Do 2,250 people count as a live test? Are they numerous enough to cause the sorts of problems you’re looking for in a volume test?

I plucked a few numbers off the web and passed them through a spreadsheet. T5 was designed to handle 30 million passengers per year, which comes out to an average of 82,000 per day, or 5,000-odd per hour in the 16-hour operating day (Heathrow has nighttime flight restrictions). These are wildly low numbers, because airports have to handle substantial peaks and troughs. Say that on the busiest day you get 150% of flat average, or 7,500 people per hour. Assuming 75% of the people in the terminal are either arriving from or heading toward London, and the rest are stopping over for an average of 2 hours, that’s about 9,375 passengers in the terminal at a given time.

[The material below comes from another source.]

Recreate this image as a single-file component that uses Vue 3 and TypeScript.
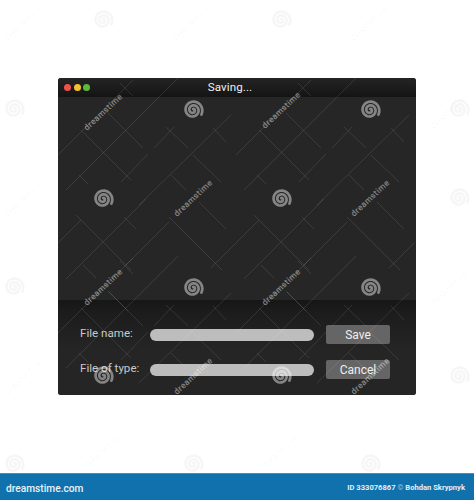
<script setup lang="ts">
interface Mark { x: number; y: number; faint?: boolean }
const spirals: Mark[] = [
  { x: 193, y: 110 }, { x: 370, y: 110 }, { x: 103, y: 199 }, { x: 281, y: 199 },
  { x: 193, y: 288 }, { x: 370, y: 288 }, { x: 103, y: 376 }, { x: 281, y: 376 },
  { x: 14, y: 109, faint: true }, { x: 459, y: 109, faint: true }, { x: 14, y: 287, faint: true },
  { x: 459, y: 198, faint: true }, { x: 459, y: 376, faint: true }, { x: 14, y: 464, faint: true },
  { x: 103, y: 20, faint: true }, { x: 281, y: 20, faint: true }, { x: 193, y: 464, faint: true }, { x: 370, y: 464, faint: true }
]
const words: Mark[] = [
  { x: 103, y: 112 }, { x: 281, y: 110 }, { x: 193, y: 198 }, { x: 370, y: 198 },
  { x: 103, y: 287 }, { x: 281, y: 287 }, { x: 193, y: 376 }, { x: 370, y: 376 },
  { x: 24, y: 22, faint: true }, { x: 192, y: 22, faint: true }, { x: 370, y: 22, faint: true },
  { x: 450, y: 110, faint: true }, { x: 24, y: 198, faint: true }, { x: 450, y: 287, faint: true },
  { x: 24, y: 376, faint: true }, { x: 103, y: 450, faint: true }, { x: 281, y: 450, faint: true }
]
// One band of the watermark's line pattern; it repeats every 178px across and down.
const upper: number[][] = [
  [58, 155, 133, 80], [66, 190, 178, 78], [121, 182, 148, 154], [154, 148, 174, 127],
  [139, 205, 231, 115], [81, 130, 131, 180], [108, 113, 143, 148], [166, 127, 188, 148],
  [193, 155, 221, 182], [213, 128, 226, 142], [171, 175, 186, 190], [79, 175, 88, 184],
  [120, 83, 133, 96]
]
const lower: number[][] = [
  [58, 243, 81, 220], [66, 279, 146, 199], [76, 215, 131, 270], [126, 265, 169, 222],
  [169, 217, 222, 270], [211, 268, 236, 243], [124, 217, 136, 229], [199, 202, 226, 229],
  [109, 292, 128, 311], [83, 265, 96, 278]
]
const shift = (set: number[][], dx: number, dy: number): number[][] =>
  set.map(([a, b, c, d]) => [a + dx, b + dy, c + dx, d + dy])
const lines: number[][] = [upper, lower, shift(upper, 0, 178)].flatMap((set) => [
  ...set,
  ...shift(set, 178, 0)
])

// Archimedean spiral: starts near the middle, ends in a tail at the lower right.
const spiralPath = ((): string => {
  const steps = 60
  const turns = 2.3
  const endAngle = 0.5
  const points: string[] = []
  for (let i = 0; i <= steps; i++) {
    const t = i / steps
    const angle = endAngle - (1 - t) * turns * Math.PI * 2
    const radius = 1 + 8.6 * t
    points.push(`${(radius * Math.cos(angle)).toFixed(2)} ${(radius * Math.sin(angle)).toFixed(2)}`)
  }
  return 'M' + points.join('L')
})()
</script>

<template>
  <div class="page">
    <div class="stage">
      <section class="window">
        <header class="titlebar">
          <div class="dots">
            <span class="dot red"></span>
            <span class="dot yellow"></span>
            <span class="dot green"></span>
          </div>
          <span class="title">Saving...</span>
        </header>
        <div class="body"></div>
        <div class="form">
          <div class="row">
            <span class="label">File name:</span>
            <div class="field"></div>
            <button class="btn" type="button">Save</button>
          </div>
          <div class="row">
            <span class="label">File of type:</span>
            <div class="field"></div>
            <button class="btn" type="button">Cancel</button>
          </div>
        </div>
      </section>
    </div>

    <footer class="footer">
      <span class="brand">dreamstime.com</span>
      <span class="credit">ID 333076867 <span class="copy">©</span> Bohdan Skrypnyk</span>
    </footer>

    <svg class="overlay" width="474" height="500" viewBox="0 0 474 500">
      <defs>
        <clipPath id="window-clip">
          <rect x="58" y="78" width="358" height="317" />
        </clipPath>
      </defs>
      <g clip-path="url(#window-clip)" stroke="#fff" stroke-opacity="0.1" stroke-width="1" fill="none">
        <line v-for="(l, i) in lines" :key="i" :x1="l[0]" :y1="l[1]" :x2="l[2]" :y2="l[3]" />
      </g>
      <path
        v-for="(s, i) in spirals"
        :key="'s' + i"
        :d="spiralPath"
        :transform="`translate(${s.x} ${s.y})`"
        fill="none"
        :stroke="s.faint ? '#000' : '#fff'"
        :stroke-opacity="s.faint ? 0.035 : 0.44"
        stroke-width="2.7"
        stroke-linecap="round"
        stroke-linejoin="round"
      />
    </svg>

    <span
      v-for="(w, i) in words"
      :key="'w' + i"
      class="mark"
      :class="{ faint: w.faint }"
      :style="{ left: w.x + 'px', top: w.y + 'px' }"
    >dreamstime</span>
  </div>
</template>

<style>
html, body { margin: 0; background: #fff; }
</style>

<style scoped>
.page {
  position: relative;
  width: 474px;
  height: 500px;
  overflow: hidden;
  display: flex;
  flex-direction: column;
  background: #fff;
  font-family: Roboto, "Liberation Sans", sans-serif;
}
.stage {
  flex: 1;
  padding: 78px 0 0 58px;
}
.window {
  width: 358px;
  height: 317px;
  display: flex;
  flex-direction: column;
  background: #262626;
  border-radius: 3px;
  overflow: hidden;
}
.titlebar {
  position: relative;
  height: 19px;
  flex: none;
  display: flex;
  align-items: center;
  justify-content: center;
  background: linear-gradient(#242424, #141414);
}
.dots {
  position: absolute;
  left: 6px;
  top: 6px;
  display: flex;
  gap: 2.5px;
}
.dot {
  width: 7px;
  height: 7px;
  border-radius: 50%;
}
.red { background: #f0504c; }
.yellow { background: #f4c02f; }
.green { background: #5fb83c; }
.title {
  color: #f0f0f0;
  font-size: 11.6px;
  line-height: 19px;
  letter-spacing: 0.1px;
  margin-right: 14px;
}
.body {
  flex: 1;
}
.form {
  height: 95px;
  flex: none;
  box-sizing: border-box;
  padding: 25px 26px 0 22px;
  display: flex;
  flex-direction: column;
  gap: 16px;
  background: linear-gradient(#161616 0, #1c1c1c 12px, #252525 50px);
}
.row {
  height: 19px;
  display: flex;
  align-items: center;
}
.label {
  width: 70px;
  flex: none;
  color: #c9c9c9;
  font-size: 11.6px;
  white-space: nowrap;
  margin-top: -3px;
}
.field {
  width: 164px;
  height: 12px;
  flex: none;
  background: #bdbdbd;
  border-radius: 6px;
}
.btn {
  width: 64px;
  height: 19px;
  margin-left: 12px;
  flex: none;
  padding: 0;
  border: none;
  border-radius: 2px;
  background: #656565;
  color: #efefef;
  font: 12px Roboto, "Liberation Sans", sans-serif;
}
.footer {
  height: 27px;
  flex: none;
  box-sizing: border-box;
  padding: 0 9px 0 6px;
  display: flex;
  align-items: center;
  justify-content: space-between;
  background: #1071ac;
  border-top: 1px solid #3f8fbf;
  color: #fff;
}
.brand {
  font-size: 10.2px;
  font-weight: 500;
  color: #e9f3f9;
  padding-top: 3px;
}
.credit {
  font-size: 7.6px;
  font-weight: 700;
  color: #e3eff6;
}
.copy {
  color: #8fc0dc;
}
.overlay {
  position: absolute;
  left: 0;
  top: 0;
  pointer-events: none;
}
.mark {
  position: absolute;
  transform: translate(-50%, -50%) rotate(-43deg);
  font-size: 8.5px;
  font-weight: 500;
  letter-spacing: 0.4px;
  color: rgba(255, 255, 255, 0.45);
  white-space: nowrap;
  pointer-events: none;
}
.mark.faint {
  color: rgba(0, 0, 0, 0.035);
}
</style>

9,375 is more than 2,250. You can,however, magnify a small sample to simulate a large one (for instance, by shutting off 2/3 the terminal to compact them into a smaller space). It’s not just a numbers game, but a question of how you use your resources.

Most of the testing documentation will of course be confidential. But I found an account of one of the big tests. I would expect that any such report was authorised by BAA, and would therefore be unrealistically rosy; they want passengers to look forward to using the new terminal. But still, the summary shocked me.

In fact the whole experience is probably a bit like the heyday of glamorous air travel – no queues, no borders and no hassle.

Any tester can translate that one. It means:

We didn’t test the queuing mechanisms, border controls, or the way the systems deal with hassled passengers.

In software terms, there is something known as the happy path, which is what happens when all goes well. The happy path is nice to code, nice to test, nice to show to management. It is, however, not the only path through the system, and all the wretched, miserable and thorn-strewn paths must also be checked. This is particularly important in any scenario where problems are prone to snowballing. (Airport problems, of course, snowball beautifully.)

Based on the account I read, these testers were set up to walk the happy path. They were not paid for their labours, but were instead fed and rewarded with gifts. I’m sure food and goodie bags were cheaper than actual pay, but they dilute the honesty of the exchange. We’re animals at heart, and we don’t bite the hand that feeds us. We like people who give us presents. Getting those people—mostly British people—to act like awkward customers, simulate jet lag or disorientation, or even report problems must have been like getting water to flow uphill.

Furthermore, look at the profile of testers mentioned: an ordinary reporter and a bunch of scouts and guides. I wish I believed that the disabled, the families with cranky children, and the non-English speakers were just at another table at breakfast. But I don’t. I suspect the test population was either self-selecting, or chosen to be easy to deal with. In either case, it didn’t sound very realistic.

It’s possible that there was another test day for people who walked the unhappy path, and that it wasn’t reported. It’s possible that they did clever things, like salt the crowd with paid actors to clog up the works and make trouble, and that our reporter simply missed those incidents.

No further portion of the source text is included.